記者クラブ制度が映すジャーナリズムの難題 検証不足、横一線を続ける先に何があるのか
記者クラブを通じて世の中に伝わる情報は多い
記者クラブ。政府や自治体、業界団体などを継続的・網羅的に取材活動するために新聞社や通信社、テレビ局などの大手メディアに属する記者が中心となって構成される組織だ。誰もが情報を発信できるインターネット時代になっても、ニュースリリースや共同会見など、記者クラブを通じて世の中に伝わる情報はいまだ多い。
新聞にせよ、テレビにせよ、記者クラブからの配信記事だということは、一般の読者や視聴者にはわかりにくいかもしれない。菅義偉官房長官が1日に2回やっている記者会見なども、普通の人は政府が開いていると思うかもしれないが、実は「首相官邸記者クラブ」が開催している。
かつて、財務省出身の元官僚が「官僚にとって記者クラブほど便利な存在はない。ペーパーひとつで自由に操作でき、国民の世論操作だって簡単にできる」という趣旨の発言をしていたことがある。
たとえば、ある分野で大幅な規制緩和を推進したいと思ったら、その担当省庁は新聞記事やテレビのニュース番組で取り扱いやすい体裁に情報を集めて構成し、「文書(ペーパー)」を作成。記者クラブ主催の定例記者会見で配布する。
翌日の新聞には、似通った内容の新聞記事が掲載され、テレビはニュースとして放映する。通信社も地方新聞や地方のローカル局などに同じ内容のニュースを配信する。国民は、一夜にして規制緩和の動きを認識し、その主旨を知ることになる。
国会が解散するときも、どこからともなく解散間近といったスクープがあって、世論の反応を探るのがいつものパターンだ。国民が認めるようなら解散に踏み切る。世論が大きく反対するようなら見送り、という具合になる。

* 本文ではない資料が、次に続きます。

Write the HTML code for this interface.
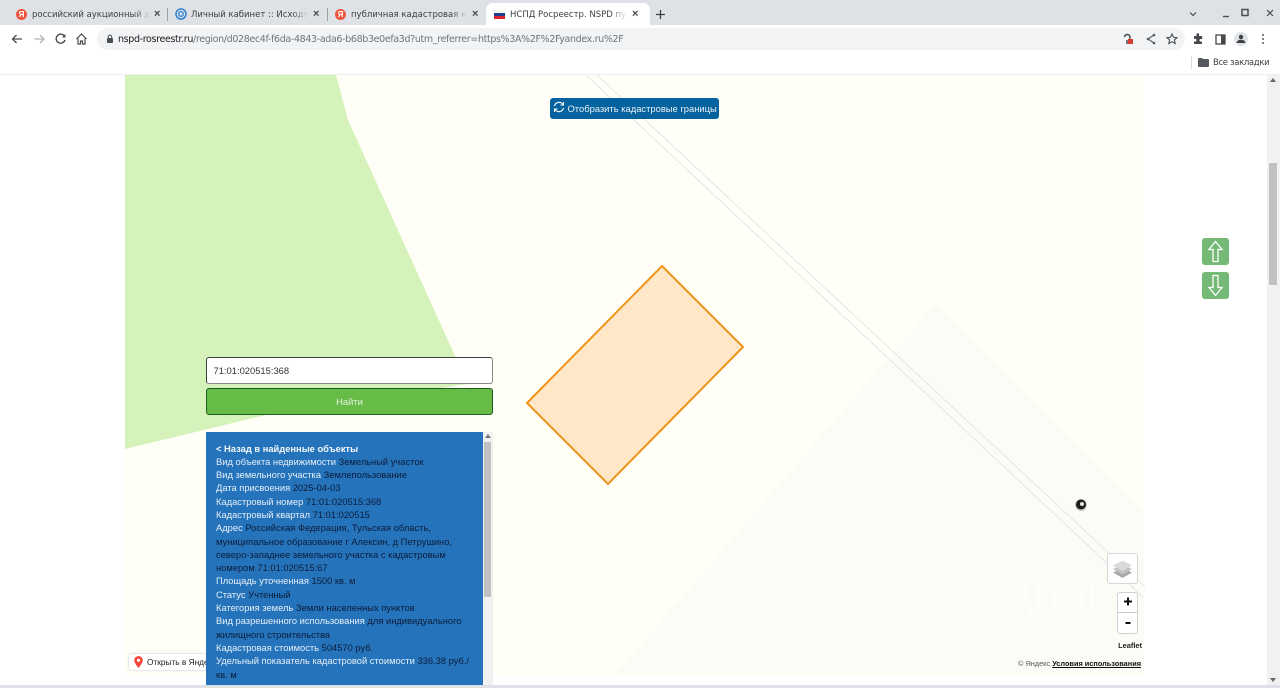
<!DOCTYPE html>
<html lang="ru"><head><meta charset="utf-8"><title>НСПД Росреестр</title>
<style>
html,body{margin:0;padding:0;width:1280px;height:688px;overflow:hidden;background:#fff;font-family:"Liberation Sans","Noto Sans CJK SC",sans-serif}
.a{position:absolute;white-space:nowrap}
.tt{font:8.5px/12px "DejaVu Sans",sans-serif;color:#3c4043;top:9px;overflow:hidden;-webkit-mask-image:linear-gradient(to right,#000 86%,transparent);mask-image:linear-gradient(to right,#000 86%,transparent)}
.x{font:bold 11px/12px "Liberation Sans",sans-serif;color:#45484c;top:8px}
#info{left:216px;top:442.500px;width:264px;font-size:9.350px;line-height:13.300px;color:#0b1c3a;white-space:normal}
#info i{font-style:normal;color:#e6eef8}
#info b{color:#f4f8fc}
</style></head><body>

<div class="a" style="left:0;top:0;width:1280px;height:25px;background:#dee1e6"></div>
<div class="a" style="left:486px;top:3px;width:164px;height:22px;background:#fff;border-radius:7px 7px 0 0"></div>
<div class="a" style="left:167px;top:8px;width:1px;height:13px;background:#9aa0a6"></div>
<div class="a" style="left:327px;top:8px;width:1px;height:13px;background:#9aa0a6"></div>

<div class="a" style="left:16px;top:9px;width:11px;height:11px;border-radius:50%;background:#f0563f;color:#fff;font:bold 8px/11px 'Liberation Sans';text-align:center">Я</div>
<div class="a tt" style="left:32px;width:118px">российский аукционный дом</div>
<div class="a x" style="left:154px">×</div>
<svg class="a" style="left:175px;top:8px" width="12" height="12" viewBox="0 0 12 12"><circle cx="6" cy="6" r="5" fill="none" stroke="#2f80d0" stroke-width="1.500"/><circle cx="6" cy="6" r="2.300" fill="none" stroke="#2f80d0" stroke-width="1.300"/></svg>
<div class="a tt" style="left:191px;width:117px">Личный кабинет :: Исходящие</div>
<div class="a x" style="left:313px">×</div>
<div class="a" style="left:335px;top:9px;width:11px;height:11px;border-radius:50%;background:#f0563f;color:#fff;font:bold 8px/11px 'Liberation Sans';text-align:center">Я</div>
<div class="a tt" style="left:351px;width:116px">публичная кадастровая карта</div>
<div class="a x" style="left:472px">×</div>
<svg class="a" style="left:494px;top:10px" width="11" height="9" viewBox="0 0 11 9"><rect width="11" height="3" fill="#f4f4f4"/><rect y="3" width="11" height="3" fill="#1c3f94"/><rect y="6" width="11" height="3" fill="#d8232a"/></svg>
<div class="a tt" style="left:510px;width:117px">НСПД Росреестр. NSPD публичная</div>
<div class="a x" style="left:632px">×</div>
<svg class="a" style="left:655px;top:9px" width="11" height="11" viewBox="0 0 11 11"><path d="M5.500 1v9M1 5.500h9" stroke="#3c4043" stroke-width="1.300"/></svg>

<svg class="a" style="left:1186px;top:8px" width="90" height="12" viewBox="0 0 90 12" fill="none" stroke="#4a4d51"><path d="M4 4.500l3 3 3-3" stroke-width="1.200"/><path d="M37 8.500h6" stroke-width="1.400"/><rect x="56" y="1.500" width="6" height="6" stroke-width="1.500"/><path d="M81 2l6 6M87 2l-6 6" stroke-width="1.200"/></svg>

<div class="a" style="left:0;top:25px;width:1280px;height:25px;background:#fff"></div>
<svg class="a" style="left:10px;top:32px" width="80" height="14" viewBox="0 0 80 14" fill="none"><path d="M12 7H2.500M6.500 3l-4 4 4 4" stroke="#484b4f" stroke-width="1.300"/><path d="M34 7h-9.500M30 3l4 4-4 4" stroke="#b3b5b8" stroke-width="1.300"/><path d="M54.500 4.300A4.500 4.500 0 1 0 55 8" stroke="#484b4f" stroke-width="1.400"/><path d="M55.500 2v3.500H52z" fill="#484b4f"/><path d="M66.500 7l5-5 5 5M68 6.500V12h2.500V9h2v3H75V6.500" stroke="#484b4f" stroke-width="1.200"/></svg>
<div class="a" style="left:97px;top:28px;width:1088px;height:22px;border-radius:11px;background:#f1f3f4"></div>
<svg class="a" style="left:106px;top:34px" width="8" height="10" viewBox="0 0 8 10"><rect x="1" y="4" width="6" height="5" rx="1" fill="#4a4d51"/><path d="M2.300 4V2.800a1.700 1.700 0 0 1 3.400 0V4" fill="none" stroke="#4a4d51"/></svg>
<div class="a" style="left:118px;top:33px;font:9.500px/14px 'DejaVu Sans',sans-serif;letter-spacing:-.35px;color:#70757a"><span style="color:#202124">nspd-rosreestr.ru</span>/region/d028ec4f-f6da-4843-ada6-b68b3e0efa3d?utm_referrer=https%3A%2F%2Fyandex.ru%2F</div>
<svg class="a" style="left:1122px;top:31px" width="150" height="16" viewBox="0 0 150 16" fill="none">
<path d="M5 13V9M2.500 6a2.800 2.800 0 1 1 5 2" stroke="#4a4d51" stroke-width="1.500"/><rect x="6" y="8" width="5" height="5" fill="#d93a32"/>
<path d="M32 4l-6 4 6 4" stroke="#55585c" stroke-width="1.100"/><circle cx="32" cy="4" r="1.300" fill="#55585c"/><circle cx="26" cy="8" r="1.300" fill="#55585c"/><circle cx="32" cy="12" r="1.300" fill="#55585c"/>
<path d="M50 3l1.500 3.300 3.500.4-2.600 2.300.8 3.500-3.200-1.800-3.200 1.800.8-3.500L45 6.700l3.500-.4z" stroke="#4a4d51" stroke-width="1.100"/>
<path d="M72 5h2.500V3.500a1.300 1.300 0 0 1 2.600 0V5h3v3h-1.300a1.300 1.300 0 0 0 0 2.600H80V13h-8V10.500h1.200a1.300 1.300 0 0 0 0-2.600H72z" fill="#45484c"/>
<rect x="94" y="4" width="9" height="9" stroke="#45484c" stroke-width="1.300"/><rect x="99" y="4" width="4" height="9" fill="#45484c"/>
<circle cx="119" cy="8" r="7" fill="#dfe3e8"/><circle cx="119" cy="6" r="2.200" fill="#3f4347"/><path d="M114.500 12c.5-2.500 2.500-3.200 4.500-3.200s4 .7 4.500 3.200z" fill="#3f4347"/>
<circle cx="141" cy="4" r="1" fill="#55585c"/><circle cx="141" cy="8" r="1" fill="#55585c"/><circle cx="141" cy="12" r="1" fill="#55585c"/></svg>

<div class="a" style="left:1191px;top:56px;width:1px;height:13px;background:#dadce0"></div>
<svg class="a" style="left:1198px;top:58px" width="11" height="9" viewBox="0 0 11 9"><path d="M0 1a1 1 0 0 1 1-1h3l1 1h5a1 1 0 0 1 1 1v6a1 1 0 0 1-1 1H1a1 1 0 0 1-1-1z" fill="#55585c"/></svg>
<div class="a" style="left:1213px;top:57px;font:8.500px/12px 'DejaVu Sans',sans-serif;letter-spacing:-.35px;color:#3c4043">Все закладки</div>
<div class="a" style="left:0;top:74px;width:1280px;height:1px;background:#eceef0"></div>

<svg class="a" style="left:0;top:75px" width="1267" height="613" viewBox="0 75 1267 613">
<rect x="125" y="75" width="1019" height="600" fill="#fffff8"/>
<path d="M935 304L1144 510V675H615z" fill="#fcfcf7"/>
<path d="M125 75H336L348 120L456 358L468 384L270 414L125 449z" fill="#d4f2b9"/>
<path d="M586 75L1143 597M597 75L1145 587" stroke="#e2e2e8" stroke-width=".9" fill="none"/>
<path d="M662 266L743 347L608 484L527 403z" fill="#ffe7c7" stroke="#f09418" stroke-width="2"/>
<circle cx="1081" cy="505" r="6" fill="#c9c9c9"/><circle cx="1081" cy="504.500" r="5" fill="#1d1d1d"/><circle cx="1082" cy="504" r="2" fill="#e8e8e8"/>
<text x="1005" y="607" font-family="Liberation Sans" font-size="48" fill="#fdfdf9">циан</text>
<path d="M955 598L1000 552M1020 598L975 552" stroke="#fdfdf9" stroke-width="4"/><circle cx="982" cy="549" r="6" fill="none" stroke="#fdfdf9" stroke-width="3"/>
</svg>

<div class="a" style="left:550px;top:98px;width:169px;height:21px;border-radius:3px;background:#04629e;color:#e9f2f8;font-size:9.400px;line-height:22px;text-indent:17.500px">Отобразить кадастровые границы</div>
<svg class="a" style="left:553px;top:101px" width="12" height="12" viewBox="0 0 12 12" fill="none" stroke="#fff" stroke-width="1.100"><path d="M1.500 5A4.700 4.700 0 0 1 10 3.500M10.500 7A4.700 4.700 0 0 1 2 8.500"/><path d="M10.500 1v3H7.500M1.500 11V8h3"/></svg>

<div class="a" style="left:206px;top:357px;width:287px;height:27px;box-sizing:border-box;background:#fff;border:1.500px solid #3a3f3a;border-bottom-color:#8a8a8a;border-right-color:#8a8a8a;border-radius:3px;font-size:9.400px;line-height:25px;text-indent:6.500px;color:#333">71:01:020515:368</div>
<div class="a" style="left:206px;top:388px;width:287px;height:27px;box-sizing:border-box;background:#67bc47;border:1.500px solid #1f5a1f;border-radius:3px;font-size:9.400px;line-height:25px;text-align:center;color:#e3f3dc">Найти</div>

<div class="a" style="left:129px;top:654px;width:90px;height:16px;background:#fff;border-radius:3px;box-shadow:0 0 2px #bbb;font-size:8.300px;line-height:16px;color:#222;text-indent:18px;overflow:hidden">Открыть в Яндекс</div>
<svg class="a" style="left:134px;top:656px" width="9" height="12" viewBox="0 0 9 12"><path d="M4.500 0a4.300 4.300 0 0 1 4.300 4.300C8.800 7 4.500 12 4.500 12S.2 7 .2 4.300A4.300 4.300 0 0 1 4.500 0z" fill="#f4463a"/><circle cx="4.500" cy="4.300" r="1.600" fill="#fff"/></svg>

<div class="a" style="left:206px;top:432px;width:277px;height:253px;background:#2574bb"></div>
<div class="a" style="left:483px;top:432px;width:10px;height:253px;background:#f1f1f1"></div>
<div class="a" style="left:484px;top:442px;width:7px;height:155px;background:#c1c1c1"></div>
<div class="a" style="left:485px;top:434px;border:3px solid transparent;border-bottom:4px solid #777;border-top:0"></div>
<div class="a" id="info"><b>&lt; Назад в найденные объекты</b><br>
<i>Вид объекта недвижимости</i> Земельный участок<br>
<i>Вид земельного участка</i> Землепользование<br>
<i>Дата присвоения</i> 2025-04-03<br>
<i>Кадастровый номер</i> 71:01:020515:368<br>
<i>Кадастровый квартал</i> 71:01:020515<br>
<i>Адрес</i> Российская Федерация, Тульская область,<br>муниципальное образование г Алексин, д Петрушино,<br>северо-западнее земельного участка с кадастровым<br>номером 71:01:020515:67<br>
<i>Площадь уточненная</i> 1500 кв. м<br>
<i>Статус</i> Учтенный<br>
<i>Категория земель</i> Земли населенных пунктов<br>
<i>Вид разрешенного использования</i> для индивидуального<br>жилищного строительства<br>
<i>Кадастровая стоимость</i> 504570 руб.<br>
<i>Удельный показатель кадастровой стоимости</i> 336.38 руб./<br>кв. м</div>

<div class="a" style="left:1107px;top:553px;width:29px;height:29px;background:#fff;border:1.500px solid #d6d6d6;border-radius:3px"></div>
<svg class="a" style="left:1112px;top:559px" width="21" height="20" viewBox="0 0 21 20"><path d="M10.500 9L20 13.500 10.500 19 1 13.500z" fill="#a9a9a9"/><path d="M10.500 5.500L20 10 10.500 15.500 1 10z" fill="#c2c2c2"/><path d="M10.500 1.500L20 6.500 10.500 12 1 6.500z" fill="#d9d9d9"/></svg>
<div class="a" style="left:1117px;top:592px;width:19px;height:40px;background:#fff;border:1.500px solid #d2d2d2;border-radius:3px"></div>
<div class="a" style="left:1118px;top:612px;width:19px;height:1px;background:#ccc"></div>
<svg class="a" style="left:1122px;top:596px" width="12" height="32" viewBox="0 0 12 32"><path d="M6 1.500v8M2 5.500h8M3.500 27h5" stroke="#111" stroke-width="2"/></svg>
<div class="a" style="right:138px;top:641px;font:bold 7.400px/10px 'Liberation Sans',sans-serif;color:#222">Leaflet</div>
<div class="a" style="right:139px;top:659px;font-size:7.350px;line-height:10px;color:#555">© Яндекс <b style="color:#111;text-decoration:underline;font-weight:bold">Условия использования</b></div>

<div class="a" style="left:1202px;top:238px;width:27px;height:27px;background:#74b976;border-radius:3px"></div>
<div class="a" style="left:1202px;top:272px;width:27px;height:27px;background:#74b976;border-radius:3px"></div>
<svg class="a" style="left:1202px;top:238px" width="27" height="61" viewBox="0 0 27 61" fill="none" stroke="#fff" stroke-width="1.300"><path d="M13.500 3.500L20 11.500H16V23.500H11V11.500H7z"/><path d="M13.500 57.500L20 49.500H16V37.500H11V49.500H7z"/></svg>

<div class="a" style="left:1267px;top:75px;width:13px;height:610px;background:#f1f1f1"></div>
<div class="a" style="left:1269px;top:163px;width:8px;height:122px;background:#c1c1c1"></div>
<div class="a" style="left:1270px;top:78px;border:3px solid transparent;border-bottom:4px solid #666;border-top:0"></div>
<div class="a" style="left:1270px;top:678px;border:3px solid transparent;border-top:4px solid #666;border-bottom:0"></div>
<div class="a" style="left:0;top:685px;width:1280px;height:3px;background:#dee1e6"></div>
</body></html>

しかも、こうした一連のニュースや記事は記者クラブから出たものなのか、それともまったく異なるところから出たものなのかがはっきりしない。
こうした手法が日常的に行われているのが日本の報道機関だ。残念なことに、日本の記者クラブでは加盟各社が政府や自治体、業界団体などから提供された情報を報道する際にその検証が不足していると感じることが多い。とりわけ、選挙や世論の誘導に使われているのではと感じている人も少なくないはずだ。